WHAT TO WORK ON: Going through the material below, please gather all lines with the word "index" in them.

(Entries with page source code)
################

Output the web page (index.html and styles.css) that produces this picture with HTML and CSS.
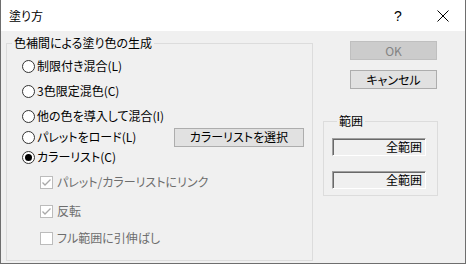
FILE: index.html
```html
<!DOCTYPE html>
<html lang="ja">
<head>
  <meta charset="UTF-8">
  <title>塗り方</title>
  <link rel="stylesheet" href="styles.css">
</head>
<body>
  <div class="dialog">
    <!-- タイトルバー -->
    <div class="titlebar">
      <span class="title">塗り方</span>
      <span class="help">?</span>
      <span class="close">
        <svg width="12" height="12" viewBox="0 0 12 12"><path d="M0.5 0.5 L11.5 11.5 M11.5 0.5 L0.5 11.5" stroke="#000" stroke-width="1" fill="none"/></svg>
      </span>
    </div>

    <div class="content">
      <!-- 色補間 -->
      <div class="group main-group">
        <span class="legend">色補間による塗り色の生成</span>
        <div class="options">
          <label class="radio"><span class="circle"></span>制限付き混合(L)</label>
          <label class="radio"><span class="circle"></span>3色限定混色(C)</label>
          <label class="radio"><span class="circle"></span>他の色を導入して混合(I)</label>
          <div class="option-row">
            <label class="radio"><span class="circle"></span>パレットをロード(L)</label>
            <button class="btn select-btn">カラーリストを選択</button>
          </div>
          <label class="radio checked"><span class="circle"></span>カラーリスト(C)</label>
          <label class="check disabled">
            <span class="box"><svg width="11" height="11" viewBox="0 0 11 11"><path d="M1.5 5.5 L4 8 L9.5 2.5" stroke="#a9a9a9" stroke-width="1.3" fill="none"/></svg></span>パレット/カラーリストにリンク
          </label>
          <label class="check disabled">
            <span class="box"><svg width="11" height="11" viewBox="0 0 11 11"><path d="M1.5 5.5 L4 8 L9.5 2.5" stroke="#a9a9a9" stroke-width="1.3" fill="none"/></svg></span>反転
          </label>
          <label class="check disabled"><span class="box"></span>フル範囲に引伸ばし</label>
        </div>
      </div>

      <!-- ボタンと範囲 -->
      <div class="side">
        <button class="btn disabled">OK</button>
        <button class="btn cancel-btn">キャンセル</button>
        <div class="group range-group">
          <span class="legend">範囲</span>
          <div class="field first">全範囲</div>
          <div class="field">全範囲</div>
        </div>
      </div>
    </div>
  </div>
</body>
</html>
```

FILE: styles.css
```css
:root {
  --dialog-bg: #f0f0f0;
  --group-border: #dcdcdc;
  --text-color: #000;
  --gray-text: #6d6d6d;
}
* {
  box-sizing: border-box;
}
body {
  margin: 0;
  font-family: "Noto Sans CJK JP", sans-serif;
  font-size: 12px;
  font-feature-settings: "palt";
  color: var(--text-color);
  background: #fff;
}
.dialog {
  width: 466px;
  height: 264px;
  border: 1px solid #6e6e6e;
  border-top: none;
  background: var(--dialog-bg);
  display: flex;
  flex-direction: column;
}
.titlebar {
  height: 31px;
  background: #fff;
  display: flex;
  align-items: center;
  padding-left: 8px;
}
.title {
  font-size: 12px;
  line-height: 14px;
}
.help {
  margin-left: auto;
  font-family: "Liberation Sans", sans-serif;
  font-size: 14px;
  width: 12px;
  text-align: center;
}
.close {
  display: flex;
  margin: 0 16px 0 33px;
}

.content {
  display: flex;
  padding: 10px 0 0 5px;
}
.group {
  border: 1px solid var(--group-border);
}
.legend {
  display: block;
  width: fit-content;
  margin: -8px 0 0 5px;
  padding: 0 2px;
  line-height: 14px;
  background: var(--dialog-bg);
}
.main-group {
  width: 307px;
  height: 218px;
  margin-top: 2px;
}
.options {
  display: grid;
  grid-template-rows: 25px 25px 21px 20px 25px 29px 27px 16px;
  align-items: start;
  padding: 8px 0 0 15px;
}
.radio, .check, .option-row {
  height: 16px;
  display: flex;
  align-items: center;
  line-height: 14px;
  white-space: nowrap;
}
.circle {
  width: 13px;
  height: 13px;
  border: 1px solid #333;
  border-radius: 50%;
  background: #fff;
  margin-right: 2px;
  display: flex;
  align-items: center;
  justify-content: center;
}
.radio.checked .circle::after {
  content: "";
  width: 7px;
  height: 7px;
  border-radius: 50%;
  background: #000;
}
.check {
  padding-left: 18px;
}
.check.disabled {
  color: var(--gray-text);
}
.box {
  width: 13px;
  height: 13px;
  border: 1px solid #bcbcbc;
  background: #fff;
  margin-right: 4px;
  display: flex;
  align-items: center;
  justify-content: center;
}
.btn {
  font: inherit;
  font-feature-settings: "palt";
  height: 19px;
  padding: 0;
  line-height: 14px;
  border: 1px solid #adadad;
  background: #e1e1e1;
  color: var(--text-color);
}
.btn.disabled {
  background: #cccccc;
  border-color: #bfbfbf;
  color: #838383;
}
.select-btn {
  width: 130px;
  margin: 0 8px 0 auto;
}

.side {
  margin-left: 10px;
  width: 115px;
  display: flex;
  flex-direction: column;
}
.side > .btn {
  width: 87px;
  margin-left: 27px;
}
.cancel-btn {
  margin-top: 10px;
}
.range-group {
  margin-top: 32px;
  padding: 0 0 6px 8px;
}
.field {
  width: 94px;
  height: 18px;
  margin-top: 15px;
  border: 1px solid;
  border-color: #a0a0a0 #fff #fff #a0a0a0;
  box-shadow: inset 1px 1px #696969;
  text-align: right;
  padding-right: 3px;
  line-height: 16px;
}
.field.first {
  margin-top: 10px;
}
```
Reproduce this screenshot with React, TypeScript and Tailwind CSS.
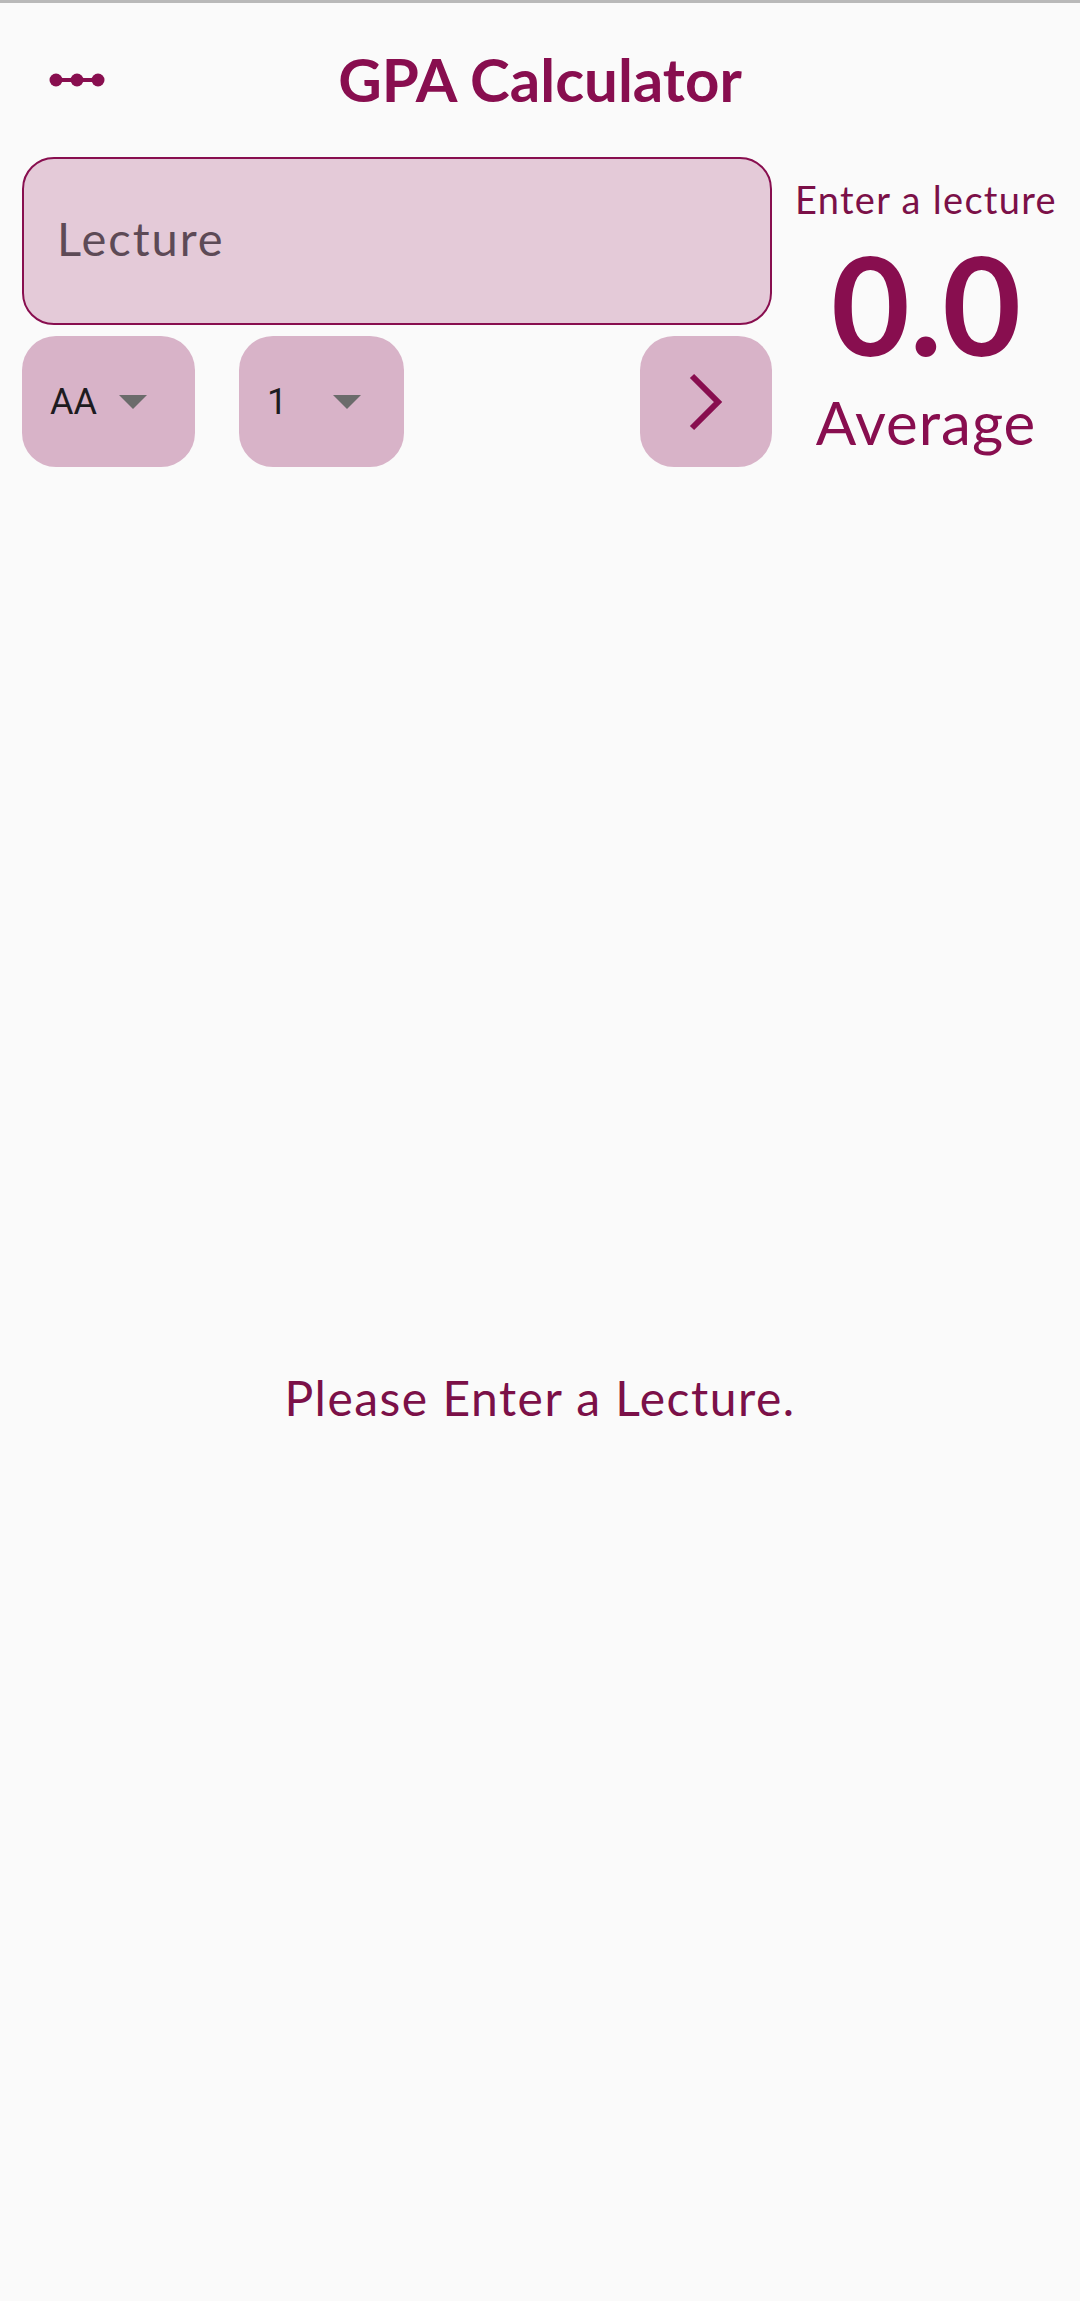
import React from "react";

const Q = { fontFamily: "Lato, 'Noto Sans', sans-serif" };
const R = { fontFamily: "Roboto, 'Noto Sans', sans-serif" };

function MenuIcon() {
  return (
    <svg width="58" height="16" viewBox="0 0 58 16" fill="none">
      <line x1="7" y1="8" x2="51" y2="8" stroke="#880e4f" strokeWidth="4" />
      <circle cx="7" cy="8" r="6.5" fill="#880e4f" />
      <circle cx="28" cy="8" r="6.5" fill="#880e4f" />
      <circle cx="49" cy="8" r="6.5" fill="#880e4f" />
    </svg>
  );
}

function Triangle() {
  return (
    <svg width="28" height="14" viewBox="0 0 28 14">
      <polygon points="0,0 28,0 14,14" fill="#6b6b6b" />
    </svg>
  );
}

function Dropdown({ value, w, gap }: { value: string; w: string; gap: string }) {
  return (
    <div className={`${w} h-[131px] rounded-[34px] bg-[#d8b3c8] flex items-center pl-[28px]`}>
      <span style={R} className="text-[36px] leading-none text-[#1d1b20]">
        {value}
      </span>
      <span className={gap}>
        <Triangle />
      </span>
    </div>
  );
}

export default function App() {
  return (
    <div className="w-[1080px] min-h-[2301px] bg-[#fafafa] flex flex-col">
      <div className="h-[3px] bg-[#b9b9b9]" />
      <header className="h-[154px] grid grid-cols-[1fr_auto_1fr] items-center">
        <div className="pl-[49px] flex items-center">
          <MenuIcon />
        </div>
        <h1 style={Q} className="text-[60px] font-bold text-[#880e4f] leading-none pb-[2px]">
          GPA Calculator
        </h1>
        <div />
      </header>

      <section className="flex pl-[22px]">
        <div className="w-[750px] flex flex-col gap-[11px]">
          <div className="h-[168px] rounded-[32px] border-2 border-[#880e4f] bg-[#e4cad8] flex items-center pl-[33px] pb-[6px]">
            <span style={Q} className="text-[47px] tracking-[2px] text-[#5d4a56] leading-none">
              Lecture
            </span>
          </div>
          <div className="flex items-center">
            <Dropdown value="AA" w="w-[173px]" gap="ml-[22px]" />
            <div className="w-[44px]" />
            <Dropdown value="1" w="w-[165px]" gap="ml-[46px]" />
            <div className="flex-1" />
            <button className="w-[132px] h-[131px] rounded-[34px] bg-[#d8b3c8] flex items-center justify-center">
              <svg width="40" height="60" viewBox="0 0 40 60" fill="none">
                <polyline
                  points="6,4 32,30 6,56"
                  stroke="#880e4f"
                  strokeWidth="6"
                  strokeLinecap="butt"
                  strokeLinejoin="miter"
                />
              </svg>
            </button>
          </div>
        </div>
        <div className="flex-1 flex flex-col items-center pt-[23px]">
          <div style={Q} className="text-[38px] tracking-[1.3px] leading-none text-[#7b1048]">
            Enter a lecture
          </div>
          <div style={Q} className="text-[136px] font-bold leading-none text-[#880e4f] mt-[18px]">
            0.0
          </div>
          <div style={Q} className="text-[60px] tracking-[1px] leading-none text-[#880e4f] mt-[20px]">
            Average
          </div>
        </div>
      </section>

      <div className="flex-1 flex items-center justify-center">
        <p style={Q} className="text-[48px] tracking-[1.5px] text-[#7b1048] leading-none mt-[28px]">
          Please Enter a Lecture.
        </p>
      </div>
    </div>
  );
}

################

TASK OUTPUT:
Output the web page (index.html and styles.css) that produces this picture with HTML and CSS.
FILE: index.html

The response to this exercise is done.